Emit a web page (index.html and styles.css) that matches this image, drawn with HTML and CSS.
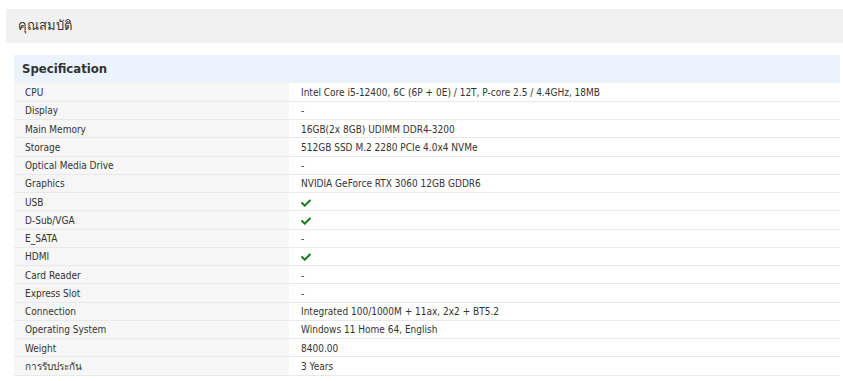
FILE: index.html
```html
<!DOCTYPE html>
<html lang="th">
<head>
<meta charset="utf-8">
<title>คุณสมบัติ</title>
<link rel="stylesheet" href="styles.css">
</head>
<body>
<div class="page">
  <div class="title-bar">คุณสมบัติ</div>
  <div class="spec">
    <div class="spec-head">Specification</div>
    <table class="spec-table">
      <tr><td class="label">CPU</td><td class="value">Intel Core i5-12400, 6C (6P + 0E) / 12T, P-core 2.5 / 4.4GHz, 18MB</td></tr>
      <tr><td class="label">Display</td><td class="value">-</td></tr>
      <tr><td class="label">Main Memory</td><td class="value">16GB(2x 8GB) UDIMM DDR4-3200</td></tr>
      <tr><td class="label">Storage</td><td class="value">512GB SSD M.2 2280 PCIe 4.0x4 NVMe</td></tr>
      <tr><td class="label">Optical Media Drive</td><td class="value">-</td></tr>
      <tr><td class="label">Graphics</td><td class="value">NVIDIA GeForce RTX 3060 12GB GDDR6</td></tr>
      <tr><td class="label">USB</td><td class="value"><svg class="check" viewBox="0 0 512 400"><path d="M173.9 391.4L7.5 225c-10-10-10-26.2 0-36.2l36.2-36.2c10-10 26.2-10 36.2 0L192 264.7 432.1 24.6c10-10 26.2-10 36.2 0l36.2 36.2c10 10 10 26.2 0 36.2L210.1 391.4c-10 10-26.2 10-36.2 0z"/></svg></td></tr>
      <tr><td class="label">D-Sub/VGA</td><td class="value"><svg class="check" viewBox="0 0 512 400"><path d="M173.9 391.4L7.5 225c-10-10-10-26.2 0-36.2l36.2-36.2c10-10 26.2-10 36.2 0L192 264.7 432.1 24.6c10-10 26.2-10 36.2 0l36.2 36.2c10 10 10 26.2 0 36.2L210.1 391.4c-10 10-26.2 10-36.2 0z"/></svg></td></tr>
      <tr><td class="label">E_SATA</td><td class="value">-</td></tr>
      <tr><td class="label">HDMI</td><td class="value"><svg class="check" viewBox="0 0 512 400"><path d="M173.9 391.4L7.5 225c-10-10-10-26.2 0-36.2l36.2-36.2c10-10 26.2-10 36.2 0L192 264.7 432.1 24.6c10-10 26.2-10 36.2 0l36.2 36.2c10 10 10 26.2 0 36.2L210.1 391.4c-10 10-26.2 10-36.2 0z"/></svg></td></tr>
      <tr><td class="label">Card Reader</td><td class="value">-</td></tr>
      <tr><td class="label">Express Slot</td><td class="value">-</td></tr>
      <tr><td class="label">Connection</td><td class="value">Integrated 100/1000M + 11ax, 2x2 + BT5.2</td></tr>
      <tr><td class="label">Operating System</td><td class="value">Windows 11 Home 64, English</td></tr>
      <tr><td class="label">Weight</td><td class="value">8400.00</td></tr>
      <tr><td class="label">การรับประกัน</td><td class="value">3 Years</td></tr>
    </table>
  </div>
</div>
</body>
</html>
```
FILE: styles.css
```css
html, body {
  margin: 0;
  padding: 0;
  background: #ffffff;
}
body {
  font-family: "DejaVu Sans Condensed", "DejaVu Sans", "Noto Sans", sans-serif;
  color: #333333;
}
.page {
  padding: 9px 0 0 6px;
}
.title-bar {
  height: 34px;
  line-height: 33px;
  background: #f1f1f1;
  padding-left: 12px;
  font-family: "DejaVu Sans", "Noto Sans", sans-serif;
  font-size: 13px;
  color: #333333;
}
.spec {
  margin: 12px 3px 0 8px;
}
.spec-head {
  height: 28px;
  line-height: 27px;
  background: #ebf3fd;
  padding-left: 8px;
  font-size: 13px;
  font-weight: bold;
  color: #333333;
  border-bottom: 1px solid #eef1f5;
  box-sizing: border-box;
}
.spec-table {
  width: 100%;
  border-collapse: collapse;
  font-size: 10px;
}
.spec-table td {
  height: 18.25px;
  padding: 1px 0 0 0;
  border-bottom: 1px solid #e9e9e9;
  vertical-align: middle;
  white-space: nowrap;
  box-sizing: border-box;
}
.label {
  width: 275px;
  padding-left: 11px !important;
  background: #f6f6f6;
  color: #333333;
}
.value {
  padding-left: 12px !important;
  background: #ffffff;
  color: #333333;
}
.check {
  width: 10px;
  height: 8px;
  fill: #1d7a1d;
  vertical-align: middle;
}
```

# Stated exercise
Without the pictures, copy the material exactly as given.

# Result below
Emit a web page (index.html and styles.css) that matches this image, drawn with HTML and CSS.
FILE: index.html
```html
<!DOCTYPE html>
<html lang="th">
<head>
<meta charset="utf-8">
<title>คุณสมบัติ</title>
<link rel="stylesheet" href="styles.css">
</head>
<body>
<div class="page">
  <div class="title-bar">คุณสมบัติ</div>
  <div class="spec">
    <div class="spec-head">Specification</div>
    <table class="spec-table">
      <tr><td class="label">CPU</td><td class="value">Intel Core i5-12400, 6C (6P + 0E) / 12T, P-core 2.5 / 4.4GHz, 18MB</td></tr>
      <tr><td class="label">Display</td><td class="value">-</td></tr>
      <tr><td class="label">Main Memory</td><td class="value">16GB(2x 8GB) UDIMM DDR4-3200</td></tr>
      <tr><td class="label">Storage</td><td class="value">512GB SSD M.2 2280 PCIe 4.0x4 NVMe</td></tr>
      <tr><td class="label">Optical Media Drive</td><td class="value">-</td></tr>
      <tr><td class="label">Graphics</td><td class="value">NVIDIA GeForce RTX 3060 12GB GDDR6</td></tr>
      <tr><td class="label">USB</td><td class="value"><svg class="check" viewBox="0 0 512 400"><path d="M173.9 391.4L7.5 225c-10-10-10-26.2 0-36.2l36.2-36.2c10-10 26.2-10 36.2 0L192 264.7 432.1 24.6c10-10 26.2-10 36.2 0l36.2 36.2c10 10 10 26.2 0 36.2L210.1 391.4c-10 10-26.2 10-36.2 0z"/></svg></td></tr>
      <tr><td class="label">D-Sub/VGA</td><td class="value"><svg class="check" viewBox="0 0 512 400"><path d="M173.9 391.4L7.5 225c-10-10-10-26.2 0-36.2l36.2-36.2c10-10 26.2-10 36.2 0L192 264.7 432.1 24.6c10-10 26.2-10 36.2 0l36.2 36.2c10 10 10 26.2 0 36.2L210.1 391.4c-10 10-26.2 10-36.2 0z"/></svg></td></tr>
      <tr><td class="label">E_SATA</td><td class="value">-</td></tr>
      <tr><td class="label">HDMI</td><td class="value"><svg class="check" viewBox="0 0 512 400"><path d="M173.9 391.4L7.5 225c-10-10-10-26.2 0-36.2l36.2-36.2c10-10 26.2-10 36.2 0L192 264.7 432.1 24.6c10-10 26.2-10 36.2 0l36.2 36.2c10 10 10 26.2 0 36.2L210.1 391.4c-10 10-26.2 10-36.2 0z"/></svg></td></tr>
      <tr><td class="label">Card Reader</td><td class="value">-</td></tr>
      <tr><td class="label">Express Slot</td><td class="value">-</td></tr>
      <tr><td class="label">Connection</td><td class="value">Integrated 100/1000M + 11ax, 2x2 + BT5.2</td></tr>
      <tr><td class="label">Operating System</td><td class="value">Windows 11 Home 64, English</td></tr>
      <tr><td class="label">Weight</td><td class="value">8400.00</td></tr>
      <tr><td class="label">การรับประกัน</td><td class="value">3 Years</td></tr>
    </table>
  </div>
</div>
</body>
</html>
```
FILE: styles.css
```css
html, body {
  margin: 0;
  padding: 0;
  background: #ffffff;
}
body {
  font-family: "DejaVu Sans Condensed", "DejaVu Sans", "Noto Sans", sans-serif;
  color: #333333;
}
.page {
  padding: 9px 0 0 6px;
}
.title-bar {
  height: 34px;
  line-height: 33px;
  background: #f1f1f1;
  padding-left: 12px;
  font-family: "DejaVu Sans", "Noto Sans", sans-serif;
  font-size: 13px;
  color: #333333;
}
.spec {
  margin: 12px 3px 0 8px;
}
.spec-head {
  height: 28px;
  line-height: 27px;
  background: #ebf3fd;
  padding-left: 8px;
  font-size: 13px;
  font-weight: bold;
  color: #333333;
  border-bottom: 1px solid #eef1f5;
  box-sizing: border-box;
}
.spec-table {
  width: 100%;
  border-collapse: collapse;
  font-size: 10px;
}
.spec-table td {
  height: 18.25px;
  padding: 1px 0 0 0;
  border-bottom: 1px solid #e9e9e9;
  vertical-align: middle;
  white-space: nowrap;
  box-sizing: border-box;
}
.label {
  width: 275px;
  padding-left: 11px !important;
  background: #f6f6f6;
  color: #333333;
}
.value {
  padding-left: 12px !important;
  background: #ffffff;
  color: #333333;
}
.check {
  width: 10px;
  height: 8px;
  fill: #1d7a1d;
  vertical-align: middle;
}
```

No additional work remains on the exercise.